Il giudicato, formatosi sulla sentenza 10 febbraio 2005, n. 2525 ha riconosciuto l’esistenza di un rapporto di lavoro svolto di fatto e in assenza dei relativi presupposti di ordine giuridico, accogliendo la domanda finalizzata alla regolarizzazione della posizione previdenziale, assicurativa ed assistenziale degli istanti.

Dal giudicato non discende l’obbligo di consentire anche il riscatto degli anni del corso legale di laurea sulla base della retribuzione iniziale.

Tale obbligo non è espressamente previsto e non può desumersi implicitamente, atteso che il giudicato non affronta affatto la questione della retribuzione da assumere a parametro di riferimento, né quella della stessa possibilità di ammettere il riscatto, quando l’attività lavorativa sia stata svolta in assenza dei relativi presupposti di ordine giuridico.

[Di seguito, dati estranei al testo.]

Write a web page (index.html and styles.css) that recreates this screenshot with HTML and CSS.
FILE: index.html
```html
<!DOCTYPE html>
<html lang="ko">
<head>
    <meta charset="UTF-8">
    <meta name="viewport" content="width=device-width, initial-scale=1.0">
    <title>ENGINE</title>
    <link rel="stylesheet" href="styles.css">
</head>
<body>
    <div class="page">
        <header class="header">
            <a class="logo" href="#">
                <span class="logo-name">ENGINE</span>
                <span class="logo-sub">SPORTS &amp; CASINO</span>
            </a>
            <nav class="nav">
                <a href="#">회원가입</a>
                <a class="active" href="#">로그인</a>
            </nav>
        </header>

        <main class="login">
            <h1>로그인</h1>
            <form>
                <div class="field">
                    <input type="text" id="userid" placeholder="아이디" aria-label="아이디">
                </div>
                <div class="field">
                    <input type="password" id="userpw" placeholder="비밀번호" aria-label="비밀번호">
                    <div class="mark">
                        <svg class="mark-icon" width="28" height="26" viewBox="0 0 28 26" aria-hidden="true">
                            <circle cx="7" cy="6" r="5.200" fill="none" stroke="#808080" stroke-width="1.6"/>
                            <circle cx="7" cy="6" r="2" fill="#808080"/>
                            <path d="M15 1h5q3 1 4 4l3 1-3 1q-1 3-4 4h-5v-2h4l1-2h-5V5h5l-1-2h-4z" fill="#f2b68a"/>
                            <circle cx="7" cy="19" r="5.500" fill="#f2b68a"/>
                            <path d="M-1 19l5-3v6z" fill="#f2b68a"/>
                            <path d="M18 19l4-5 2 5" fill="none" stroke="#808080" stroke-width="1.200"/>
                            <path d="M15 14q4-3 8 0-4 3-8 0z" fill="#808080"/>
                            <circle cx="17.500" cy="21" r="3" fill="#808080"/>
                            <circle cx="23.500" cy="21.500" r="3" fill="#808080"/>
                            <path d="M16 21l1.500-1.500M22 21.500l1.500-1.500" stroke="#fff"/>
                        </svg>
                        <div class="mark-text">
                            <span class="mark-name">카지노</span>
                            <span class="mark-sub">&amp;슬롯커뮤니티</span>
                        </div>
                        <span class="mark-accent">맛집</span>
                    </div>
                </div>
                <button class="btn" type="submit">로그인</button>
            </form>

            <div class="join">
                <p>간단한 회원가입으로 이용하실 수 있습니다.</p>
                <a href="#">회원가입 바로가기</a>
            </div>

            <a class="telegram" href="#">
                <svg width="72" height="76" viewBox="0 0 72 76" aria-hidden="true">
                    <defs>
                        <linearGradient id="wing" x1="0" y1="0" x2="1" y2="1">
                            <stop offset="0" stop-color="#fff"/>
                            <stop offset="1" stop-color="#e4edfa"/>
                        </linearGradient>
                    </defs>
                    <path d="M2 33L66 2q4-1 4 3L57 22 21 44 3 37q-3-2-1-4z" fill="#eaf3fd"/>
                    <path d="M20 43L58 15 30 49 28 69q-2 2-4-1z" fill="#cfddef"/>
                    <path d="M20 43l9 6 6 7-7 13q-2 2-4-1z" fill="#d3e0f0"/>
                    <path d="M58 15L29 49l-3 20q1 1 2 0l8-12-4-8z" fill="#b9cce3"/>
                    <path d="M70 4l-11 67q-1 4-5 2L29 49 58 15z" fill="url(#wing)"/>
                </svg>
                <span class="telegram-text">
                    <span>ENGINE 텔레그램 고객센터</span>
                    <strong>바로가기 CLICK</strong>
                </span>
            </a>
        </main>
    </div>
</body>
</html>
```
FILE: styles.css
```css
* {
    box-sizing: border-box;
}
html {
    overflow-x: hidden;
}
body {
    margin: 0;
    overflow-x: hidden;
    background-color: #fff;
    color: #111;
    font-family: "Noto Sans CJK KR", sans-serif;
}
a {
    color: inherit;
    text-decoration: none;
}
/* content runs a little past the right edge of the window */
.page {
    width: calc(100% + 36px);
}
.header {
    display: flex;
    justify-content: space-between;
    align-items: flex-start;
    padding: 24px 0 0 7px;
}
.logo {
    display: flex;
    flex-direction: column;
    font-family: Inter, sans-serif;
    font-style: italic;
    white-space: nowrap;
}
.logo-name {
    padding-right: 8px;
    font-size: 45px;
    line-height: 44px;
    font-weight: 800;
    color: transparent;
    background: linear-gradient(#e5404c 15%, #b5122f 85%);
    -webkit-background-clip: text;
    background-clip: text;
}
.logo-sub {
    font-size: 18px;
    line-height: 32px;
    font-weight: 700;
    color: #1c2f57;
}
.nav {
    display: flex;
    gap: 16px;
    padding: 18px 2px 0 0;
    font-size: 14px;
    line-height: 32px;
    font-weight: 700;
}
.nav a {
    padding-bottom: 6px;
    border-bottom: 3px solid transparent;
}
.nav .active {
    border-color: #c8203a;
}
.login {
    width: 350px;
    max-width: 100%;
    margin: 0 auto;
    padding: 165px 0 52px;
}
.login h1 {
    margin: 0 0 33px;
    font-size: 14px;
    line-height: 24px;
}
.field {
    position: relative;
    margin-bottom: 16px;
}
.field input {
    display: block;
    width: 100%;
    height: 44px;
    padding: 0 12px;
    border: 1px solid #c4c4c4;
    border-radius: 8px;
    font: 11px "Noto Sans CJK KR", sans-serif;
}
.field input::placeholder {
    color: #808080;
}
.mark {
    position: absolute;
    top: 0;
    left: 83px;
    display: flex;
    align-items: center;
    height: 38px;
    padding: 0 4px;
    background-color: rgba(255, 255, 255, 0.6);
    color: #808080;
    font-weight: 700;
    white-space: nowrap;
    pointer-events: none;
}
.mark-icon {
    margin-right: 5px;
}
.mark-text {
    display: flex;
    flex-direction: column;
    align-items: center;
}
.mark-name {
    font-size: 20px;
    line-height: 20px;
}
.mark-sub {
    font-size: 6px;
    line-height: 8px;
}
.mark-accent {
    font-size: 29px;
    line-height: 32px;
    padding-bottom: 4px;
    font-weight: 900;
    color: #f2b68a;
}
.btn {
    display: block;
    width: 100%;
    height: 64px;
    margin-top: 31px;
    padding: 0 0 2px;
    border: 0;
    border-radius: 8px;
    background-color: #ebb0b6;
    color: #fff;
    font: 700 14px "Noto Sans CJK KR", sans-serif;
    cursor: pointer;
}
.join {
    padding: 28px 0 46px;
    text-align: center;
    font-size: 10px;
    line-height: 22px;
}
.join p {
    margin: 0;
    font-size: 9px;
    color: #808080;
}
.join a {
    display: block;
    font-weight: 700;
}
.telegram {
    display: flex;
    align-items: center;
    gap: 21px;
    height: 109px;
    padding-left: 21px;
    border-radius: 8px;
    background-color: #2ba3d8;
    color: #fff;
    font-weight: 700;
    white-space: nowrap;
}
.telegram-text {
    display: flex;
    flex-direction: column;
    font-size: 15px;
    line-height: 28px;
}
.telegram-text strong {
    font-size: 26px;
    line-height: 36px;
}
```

Pertanto, sulla base della circostanza che il giudicato riconosca il diritto alla tutela previdenziale, potrà anche essere chiesto il riscatto: ma avuto riguardo alla retribuzione in corso al momento della domanda, o all’ultima retribuzione, e non già avuto riguardo alla prima retribuzione.

In conclusione l’appello va accolto, sicché, in riforma della sentenza impugnata, va respinto il ricorso di primo grado.

Sussistono sufficienti ragioni per compensare tra le parti le spese di giudizio.

P.Q.M.

Il Consiglio di Stato in sede giurisdizionale (Sezione Sesta) definitivamente pronunciando sull’appello, come in epigrafe proposto, lo accoglie e, per l’effetto, respinge il ricorso di primo grado.

Compensa tra le parti le spese dell’attuale fase di giudizio.

Ordina che la presente sentenza sia eseguita dall’autorità amministrativa.

Testo non ufficiale. La sola stampa del bollettino ufficiale ha carattere legale.